[Interface markup and scripts]
— Start —

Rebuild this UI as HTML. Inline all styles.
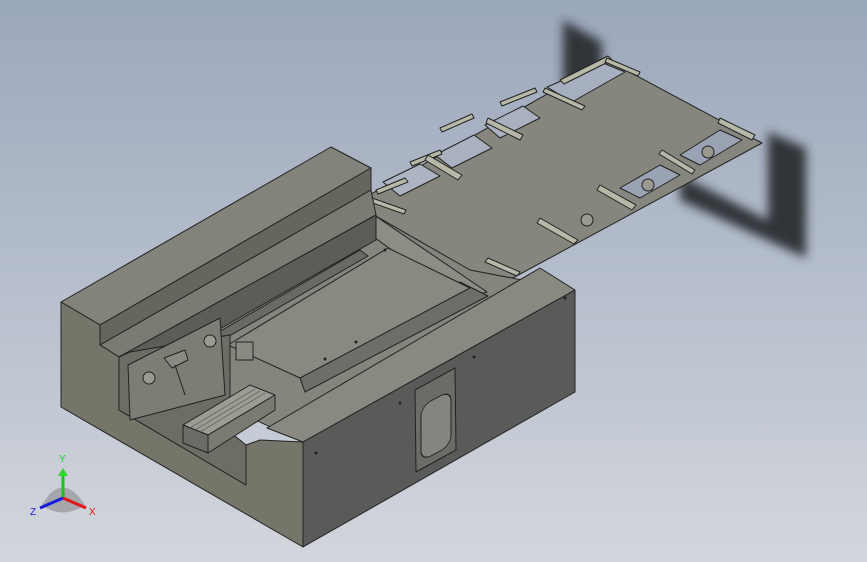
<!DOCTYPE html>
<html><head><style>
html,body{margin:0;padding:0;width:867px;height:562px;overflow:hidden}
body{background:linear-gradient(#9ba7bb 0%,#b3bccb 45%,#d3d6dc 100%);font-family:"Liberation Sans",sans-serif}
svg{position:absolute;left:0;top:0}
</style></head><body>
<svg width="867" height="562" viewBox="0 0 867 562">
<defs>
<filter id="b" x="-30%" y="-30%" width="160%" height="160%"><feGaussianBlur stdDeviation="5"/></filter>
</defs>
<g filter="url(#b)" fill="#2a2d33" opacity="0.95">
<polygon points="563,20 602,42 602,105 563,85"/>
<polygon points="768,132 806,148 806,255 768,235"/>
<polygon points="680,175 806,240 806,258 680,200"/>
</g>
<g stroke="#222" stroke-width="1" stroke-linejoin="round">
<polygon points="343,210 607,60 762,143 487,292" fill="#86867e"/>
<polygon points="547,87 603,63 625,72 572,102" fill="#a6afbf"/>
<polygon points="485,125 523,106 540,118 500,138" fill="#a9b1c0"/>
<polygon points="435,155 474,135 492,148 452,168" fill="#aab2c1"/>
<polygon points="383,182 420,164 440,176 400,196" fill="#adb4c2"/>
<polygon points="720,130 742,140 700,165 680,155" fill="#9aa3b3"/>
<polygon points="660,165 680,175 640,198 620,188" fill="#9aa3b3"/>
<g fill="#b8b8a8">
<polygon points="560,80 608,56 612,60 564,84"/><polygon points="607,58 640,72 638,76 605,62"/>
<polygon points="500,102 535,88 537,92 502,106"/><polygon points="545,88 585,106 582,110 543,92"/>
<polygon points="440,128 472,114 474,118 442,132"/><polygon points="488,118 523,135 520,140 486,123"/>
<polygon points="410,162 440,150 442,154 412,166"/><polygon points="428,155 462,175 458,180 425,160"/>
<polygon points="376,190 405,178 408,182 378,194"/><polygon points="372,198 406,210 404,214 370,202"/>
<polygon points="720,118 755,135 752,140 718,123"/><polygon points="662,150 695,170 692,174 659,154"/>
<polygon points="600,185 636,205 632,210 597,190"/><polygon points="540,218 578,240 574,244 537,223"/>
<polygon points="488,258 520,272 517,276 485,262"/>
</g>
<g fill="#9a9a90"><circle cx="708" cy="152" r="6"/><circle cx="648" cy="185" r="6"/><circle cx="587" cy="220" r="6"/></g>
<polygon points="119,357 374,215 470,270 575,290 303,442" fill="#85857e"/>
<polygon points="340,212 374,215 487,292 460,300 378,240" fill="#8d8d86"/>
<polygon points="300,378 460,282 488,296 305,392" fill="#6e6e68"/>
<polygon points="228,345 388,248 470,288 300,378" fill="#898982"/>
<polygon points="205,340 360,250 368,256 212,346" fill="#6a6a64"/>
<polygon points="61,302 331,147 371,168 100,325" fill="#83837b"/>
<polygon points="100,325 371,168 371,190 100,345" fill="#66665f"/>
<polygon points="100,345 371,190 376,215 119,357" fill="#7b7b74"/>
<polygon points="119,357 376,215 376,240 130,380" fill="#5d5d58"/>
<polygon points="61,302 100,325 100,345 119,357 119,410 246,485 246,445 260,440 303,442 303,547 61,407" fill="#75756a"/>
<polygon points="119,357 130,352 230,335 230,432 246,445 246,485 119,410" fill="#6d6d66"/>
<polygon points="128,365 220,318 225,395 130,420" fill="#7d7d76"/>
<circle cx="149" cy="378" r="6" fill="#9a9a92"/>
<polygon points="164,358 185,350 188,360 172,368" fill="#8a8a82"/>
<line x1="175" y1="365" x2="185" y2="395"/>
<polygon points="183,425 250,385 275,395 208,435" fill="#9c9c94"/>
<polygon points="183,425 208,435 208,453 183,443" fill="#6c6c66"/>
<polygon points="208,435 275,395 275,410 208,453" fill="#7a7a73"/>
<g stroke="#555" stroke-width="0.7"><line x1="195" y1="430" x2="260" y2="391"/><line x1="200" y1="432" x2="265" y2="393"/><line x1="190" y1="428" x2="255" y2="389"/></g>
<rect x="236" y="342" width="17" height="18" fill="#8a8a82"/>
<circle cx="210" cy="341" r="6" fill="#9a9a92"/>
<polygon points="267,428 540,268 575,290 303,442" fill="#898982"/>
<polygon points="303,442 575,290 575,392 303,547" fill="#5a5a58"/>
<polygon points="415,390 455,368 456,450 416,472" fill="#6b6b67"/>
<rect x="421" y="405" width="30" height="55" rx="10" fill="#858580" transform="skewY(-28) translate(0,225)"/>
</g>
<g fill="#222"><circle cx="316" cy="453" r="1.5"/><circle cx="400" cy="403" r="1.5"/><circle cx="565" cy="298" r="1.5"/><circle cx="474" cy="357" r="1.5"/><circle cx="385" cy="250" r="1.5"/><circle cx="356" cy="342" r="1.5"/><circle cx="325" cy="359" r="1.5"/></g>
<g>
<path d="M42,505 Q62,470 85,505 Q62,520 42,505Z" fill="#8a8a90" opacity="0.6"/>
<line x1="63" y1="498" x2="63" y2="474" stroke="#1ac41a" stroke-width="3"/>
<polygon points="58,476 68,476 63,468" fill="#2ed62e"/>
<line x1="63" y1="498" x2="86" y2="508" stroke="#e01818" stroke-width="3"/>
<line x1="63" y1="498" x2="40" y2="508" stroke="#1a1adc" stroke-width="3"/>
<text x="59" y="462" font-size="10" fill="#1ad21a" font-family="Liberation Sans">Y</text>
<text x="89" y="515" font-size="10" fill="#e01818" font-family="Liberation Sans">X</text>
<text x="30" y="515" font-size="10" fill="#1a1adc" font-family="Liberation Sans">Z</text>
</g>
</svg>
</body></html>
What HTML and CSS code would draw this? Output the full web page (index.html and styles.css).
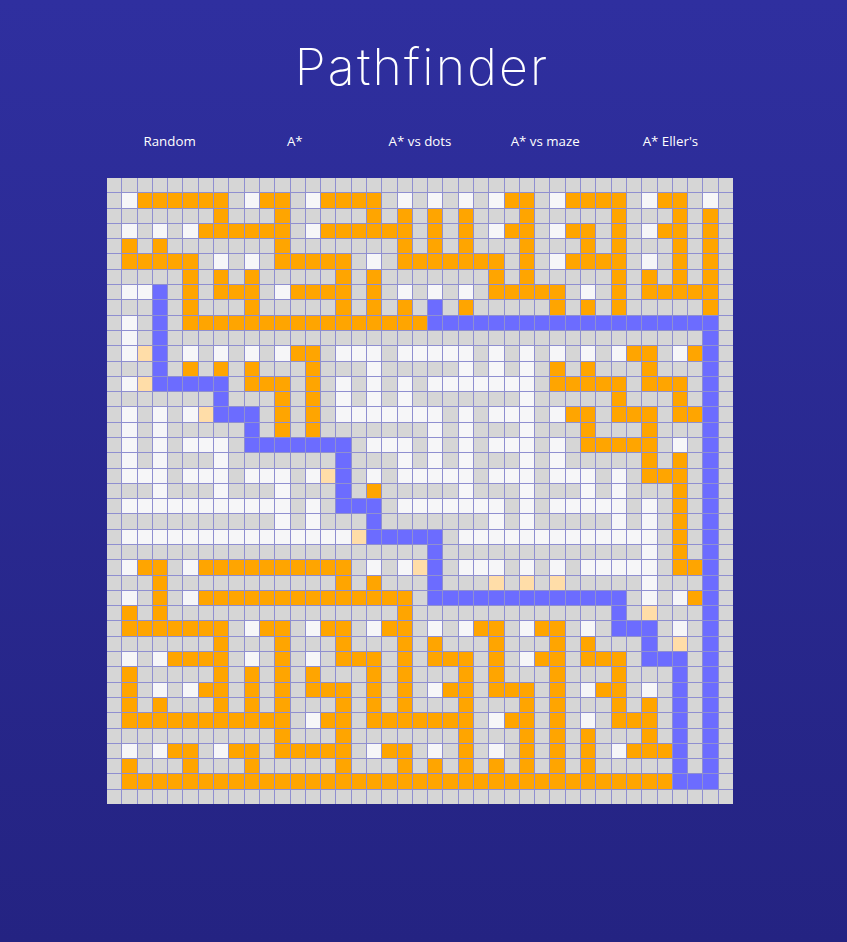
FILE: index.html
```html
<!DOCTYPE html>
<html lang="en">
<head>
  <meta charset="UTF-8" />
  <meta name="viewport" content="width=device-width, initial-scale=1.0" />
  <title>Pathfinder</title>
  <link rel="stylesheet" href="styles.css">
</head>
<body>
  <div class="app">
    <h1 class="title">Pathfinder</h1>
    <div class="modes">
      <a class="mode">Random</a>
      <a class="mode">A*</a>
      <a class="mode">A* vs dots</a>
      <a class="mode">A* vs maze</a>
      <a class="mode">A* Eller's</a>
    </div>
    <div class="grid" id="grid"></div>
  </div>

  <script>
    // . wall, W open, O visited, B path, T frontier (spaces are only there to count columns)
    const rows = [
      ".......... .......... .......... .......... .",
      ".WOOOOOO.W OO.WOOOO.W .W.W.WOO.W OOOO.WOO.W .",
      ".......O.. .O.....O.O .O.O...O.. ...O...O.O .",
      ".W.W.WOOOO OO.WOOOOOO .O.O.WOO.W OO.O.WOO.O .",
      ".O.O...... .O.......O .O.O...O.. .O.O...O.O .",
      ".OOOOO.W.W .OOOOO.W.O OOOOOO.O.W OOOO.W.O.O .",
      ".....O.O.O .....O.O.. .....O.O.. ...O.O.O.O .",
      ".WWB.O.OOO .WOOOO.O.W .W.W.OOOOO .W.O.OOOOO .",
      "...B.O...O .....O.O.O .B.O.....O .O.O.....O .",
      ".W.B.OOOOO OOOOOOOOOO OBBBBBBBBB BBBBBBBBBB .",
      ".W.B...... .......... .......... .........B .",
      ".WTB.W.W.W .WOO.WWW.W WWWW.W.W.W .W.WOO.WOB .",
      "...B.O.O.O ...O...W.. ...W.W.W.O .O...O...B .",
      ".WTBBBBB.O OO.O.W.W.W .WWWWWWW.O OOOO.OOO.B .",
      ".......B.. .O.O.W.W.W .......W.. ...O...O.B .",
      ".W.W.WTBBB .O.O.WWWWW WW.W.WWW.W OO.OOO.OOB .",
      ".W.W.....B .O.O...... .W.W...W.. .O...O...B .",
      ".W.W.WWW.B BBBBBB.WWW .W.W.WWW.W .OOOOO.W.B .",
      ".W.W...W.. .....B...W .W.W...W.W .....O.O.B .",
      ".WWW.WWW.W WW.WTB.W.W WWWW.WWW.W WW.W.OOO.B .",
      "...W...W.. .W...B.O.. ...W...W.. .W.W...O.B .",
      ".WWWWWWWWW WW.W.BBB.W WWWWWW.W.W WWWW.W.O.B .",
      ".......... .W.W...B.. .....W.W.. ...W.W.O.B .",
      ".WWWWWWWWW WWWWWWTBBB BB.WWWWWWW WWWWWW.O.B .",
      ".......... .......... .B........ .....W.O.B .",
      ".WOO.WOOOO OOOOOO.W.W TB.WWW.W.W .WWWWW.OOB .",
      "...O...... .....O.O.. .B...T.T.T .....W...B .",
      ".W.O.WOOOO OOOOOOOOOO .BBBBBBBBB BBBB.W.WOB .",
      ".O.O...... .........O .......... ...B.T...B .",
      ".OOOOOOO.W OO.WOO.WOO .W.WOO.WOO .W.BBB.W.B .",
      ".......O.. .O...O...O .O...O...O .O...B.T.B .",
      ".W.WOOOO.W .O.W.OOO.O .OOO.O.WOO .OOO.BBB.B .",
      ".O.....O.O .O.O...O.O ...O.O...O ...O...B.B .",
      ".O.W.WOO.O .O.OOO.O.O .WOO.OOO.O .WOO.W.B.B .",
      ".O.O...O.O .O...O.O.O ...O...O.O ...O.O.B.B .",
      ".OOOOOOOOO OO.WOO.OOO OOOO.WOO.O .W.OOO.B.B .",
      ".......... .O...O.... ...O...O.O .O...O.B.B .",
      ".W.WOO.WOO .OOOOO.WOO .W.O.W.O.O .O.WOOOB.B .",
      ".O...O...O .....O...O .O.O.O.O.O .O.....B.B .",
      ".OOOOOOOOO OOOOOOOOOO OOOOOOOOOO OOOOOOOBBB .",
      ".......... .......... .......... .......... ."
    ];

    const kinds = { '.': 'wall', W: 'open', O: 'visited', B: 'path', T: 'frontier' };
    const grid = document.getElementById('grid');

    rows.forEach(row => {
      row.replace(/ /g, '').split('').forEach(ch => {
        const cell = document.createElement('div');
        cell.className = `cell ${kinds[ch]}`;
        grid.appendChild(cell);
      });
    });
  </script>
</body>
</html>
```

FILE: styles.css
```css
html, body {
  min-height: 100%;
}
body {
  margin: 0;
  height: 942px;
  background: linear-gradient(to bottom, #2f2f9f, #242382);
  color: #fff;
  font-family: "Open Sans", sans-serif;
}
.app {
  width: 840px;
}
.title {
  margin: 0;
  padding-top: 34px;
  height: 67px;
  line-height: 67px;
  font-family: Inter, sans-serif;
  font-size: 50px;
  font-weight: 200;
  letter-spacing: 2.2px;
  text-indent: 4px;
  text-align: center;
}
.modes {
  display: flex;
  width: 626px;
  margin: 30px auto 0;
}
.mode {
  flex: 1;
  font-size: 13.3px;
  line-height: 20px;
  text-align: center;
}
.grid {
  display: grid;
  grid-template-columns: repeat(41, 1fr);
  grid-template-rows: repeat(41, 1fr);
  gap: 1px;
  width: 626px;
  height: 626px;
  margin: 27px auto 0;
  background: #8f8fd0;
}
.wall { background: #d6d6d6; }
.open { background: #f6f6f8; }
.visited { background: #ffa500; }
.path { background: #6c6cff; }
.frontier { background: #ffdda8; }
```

— End —

Instruction
From the listing above, pick out every line containing "styles".

Answer for this exercise
Rebuild this UI as HTML. Inline all styles.
What HTML and CSS code would draw this? Output the full web page (index.html and styles.css).
  <link rel="stylesheet" href="styles.css">
FILE: styles.css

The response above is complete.